Could lack of skills be the Achilles’ Heel of planned cladding remediation work?
Vivalda Group chairman thinks the £3.5bn fund and loans for cladding remediation is a step in the right direction – but recommends urgent investment into training for contractors tasked with making repairs.
On Wednesday 10 February Robert Jenrick, the UK’s housing minister announced that the government would foot the £3.5bn bill to repair unsafe cladding on all flats of over 18m or six stories in height. It also confirmed plans for a new loan for leaseholders living in medium-rise flats affected by unsafe cladding. Under this scheme, those living in this category will not pay more than £50 per month to replace defective cladding.

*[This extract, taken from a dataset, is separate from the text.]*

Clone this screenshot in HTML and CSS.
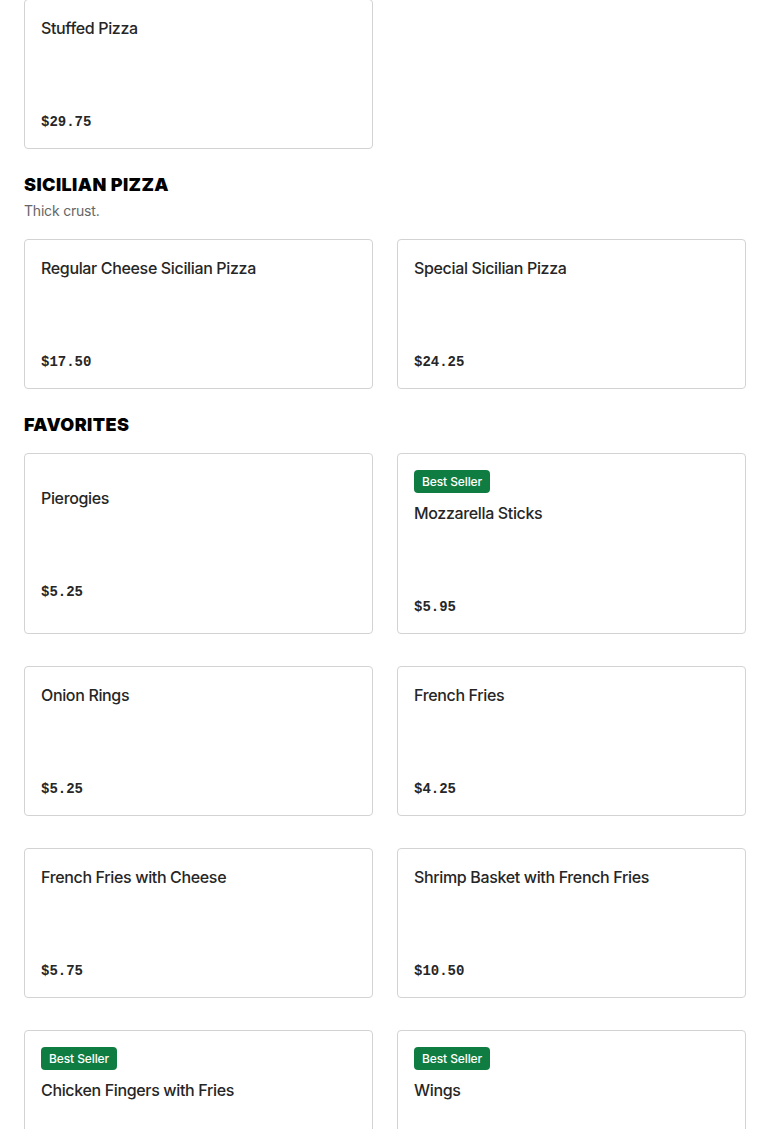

Peter Johnson, chairman of Vivalda Group – the UK’s largest independent fabricator/distributor of non-flammable cladding, said: “While I broadly welcome this as a step in the right direction, this figure still falls a long way short of the £15bn fund that the select committee recommended to fix unsafe cladding on all high-rise buildings. Nevertheless, there remain challenges to implement such a plan. Right now, the cladding sector is pretty much working at full capacity – in terms of the skilled workforce available to fix cladding safely onto buildings. Installing cladding is a skilled job and without a significant increase in trained, qualified people, I can’t see how the industry can deliver such a huge project at scale.
“I understand various training schemes have been discussed and may well be in process, using tried and tested organizations such as the CITB and NFRC. However, it appears they have been put on hold due to lockdown. I urge the government to re-engage these training organizations and construction bodies as soon a safely possible to get these training schemes up and running with great urgency.
“Clearly, it is only right and proper for the government to be putting adequate funds in place to fix this national disgrace, but it should also be focusing on the barriers to delivery, such as skills shortages. Lack of available skilled labour could be the Achilles Heel of the remediation work.”